Paradoxically, the very accuracy of satellite-based navigation can give rise to navigational problems. Positions marked on paper charts often fail to match those delivered by GPS, and sometimes the discrepancies are surprisingly large. I have anchored in a Hebridean bay only to discover that, according to the satellite fix, the boat should have been halfway up a neighboring mountain. It is easy to see that clashes of this kind could lead to disaster. The trouble is not just that the old surveyors, relying on their sextants, were unable to fix their positions with the precision of GPS, or that mapping the surface of a sphere onto a flat sheet of paper results in distortions: these are indeed serious issues, but the problems run deeper.

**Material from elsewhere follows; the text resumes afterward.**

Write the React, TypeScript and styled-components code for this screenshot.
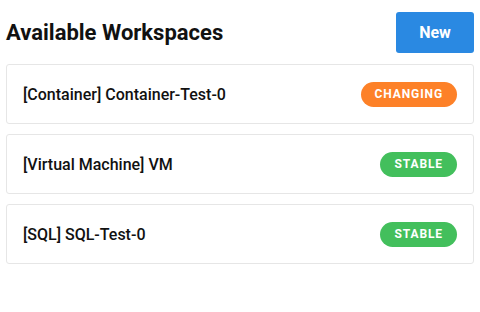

The earth is not a perfect sphere; as discussed earlier, it is flattened toward the poles, but it also exhibits other, more complex irregularities that must be taken into account if positions on its surface are to be accurately charted. These detailed eccentricities were not appreciated when the first charts were made and anyway would not have signified much when navigational methods yielded fixes accurate (at the very best4) to within a few hundred yards or so. Unfortunately, however, there are several different models of the earth’s shape, each of which may yield a slightly different position for a given set of coordinates. In the age of GPS, it is essential to know which of these models your chart is based on and to adjust your receiver’s parameters accordingly.